Study of martensitic transformation in fatigued stainless steel by neutron diffraction stress analysis

 

Yu. V. Taran1, M. R. Daymond2, J. Schreiber3

 

1 FLNP, Joint Institute for Nuclear Research, 141980 Dubna, Moscow region, Russia

2 ISIS, Rutherford Appleton Laboratory, Chilton, Oxon OX11 0QX, UK

3 EADQ, Fraunhofer Institute for Nondestructive Testing, D-01326 Dresden, Germany

 

The elastoplastic properties of an austenitic matrix and martensitic inclusions induced during cyclic tensile-compressive loading of low carbon metastable austenitic stainless steel were studied during in situ neutron diffraction stress rig experiments on the ENGIN instrument at the ISIS pulsed neutron facility, with the aim of studying the effects of fatigue on the phase elastic stiffness.

Two sets of samples were prepared from the austenitic steel AISI 321. The first set of samples (annealed at 1050 °C and quenched in water) was cycled under strain control with strain amplitude of 1% at a frequency of 0.5 Hz (low-cycled fatigued (LCF) samples). The second set (1070 °C / quenched in air) was cycled under stress control with stress amplitude of 330 MPa at 5 Hz (high-cycled fatigued (HCF) samples).

Subsequent applied stress - elastic strain responses of the austenitic and martensitic phases for both axial and transverse directions relatively the applied load axis were obtained by Rietveld and Le Bail refinements of the neutron diffraction spectra, and were used to determine the elastic constants of the phases as a function of fatigue level.

An unusual phenomenon is observed for both sets of samples, viz. nonlinear behaviour of martensite elastic response in the plastic region, while the austenite elastic response remains linear throughout the measured stress range up to 500 MPa. This effect was interpreted as the additional microstresses induced by the applied load in the martensite phase in the plastic region, providing the most likely mechanism for the unusual strain response of the phase.
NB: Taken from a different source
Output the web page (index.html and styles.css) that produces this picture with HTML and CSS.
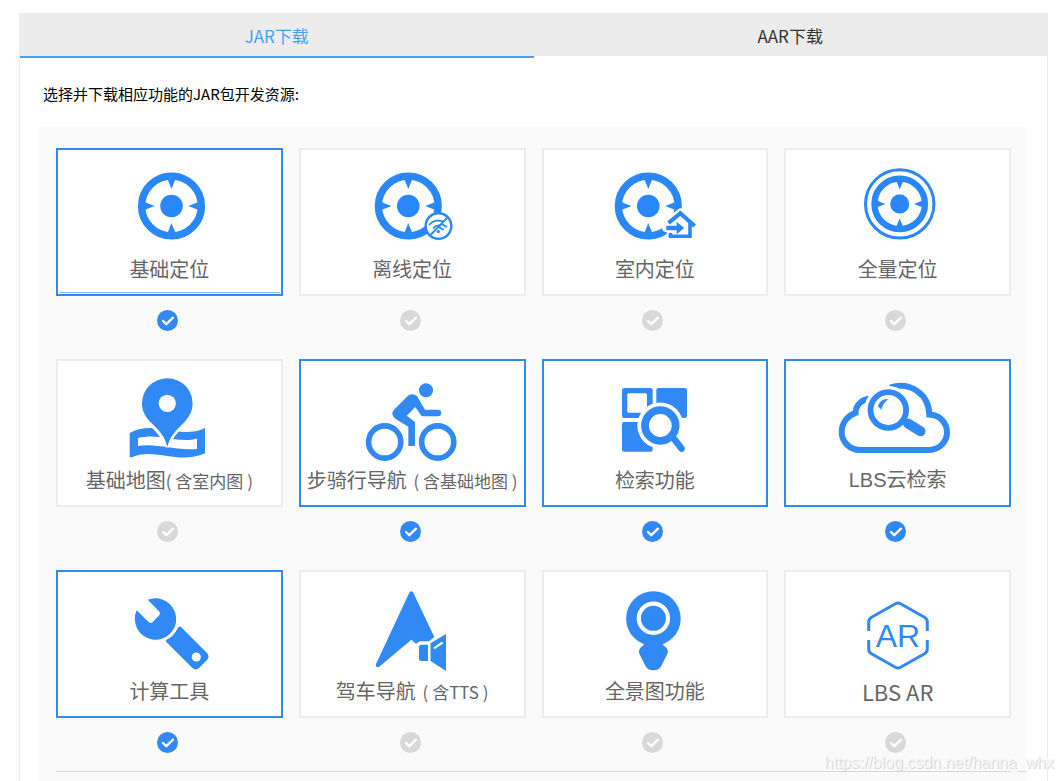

Results of LCF-samples study may be summarized in the following way:

- a clear trend of increasing Young's modulus with fatigue level was noted in the austenite matrix;

- the ratios of elastic constants for transverse and axial directions in both austenite and martensite are close to expected based purely on the value of the Poisson's ratio;

- the residual strains in the austenitic matrix were determined as a function of fatigue cycling, using a noncycled sample as a reference sample; a weak tensile strain of the austenite matrix is observed in both directions; such determination for martensite was impossible for lack of a reference sample;

- the residual macrostresses and the deviatoric components of the phase residual microstresses were determined assuming that the elastic properties of both phases are similar; the austenite phase shows a compressive deviatoric stress in the axial direction, while the martensite shows a balancing tensile deviatoric stress in this direction; the magnitude of the austenite deviatoric compressive stress increases with fatigue, however the tensile deviatoric stress in the martensite decreases in magnitude, corresponding to the increasing volume fraction of martensite.

Among results of HCF-samples study note only one more unusual phenomenon in the martensite phase: the axial and transverse elastic constants of austenite and martensite are distinctly different, especially clear in the transverse direction; the ratio of axial and transverse elastic constants for martensite is almost twice that observed (of ≈0.28) in austenite phase of the HCF-samples and in both phases of the LCF-samples, and that expected based purely on the value of the Poisson's ratio; the mechanism for this unusual behaviour is unclear, but may be linked to the shape of the martensite.

Investigations described in literature have indicated a different morphology of the martensite phase as a function of the cycle frequency; they have also revealed a remarkable difference in the martensite transformation properties between the stress- and strain-controlled tests. We plan to perform series neutron experiments with the aim of clarification of the observed phenomena.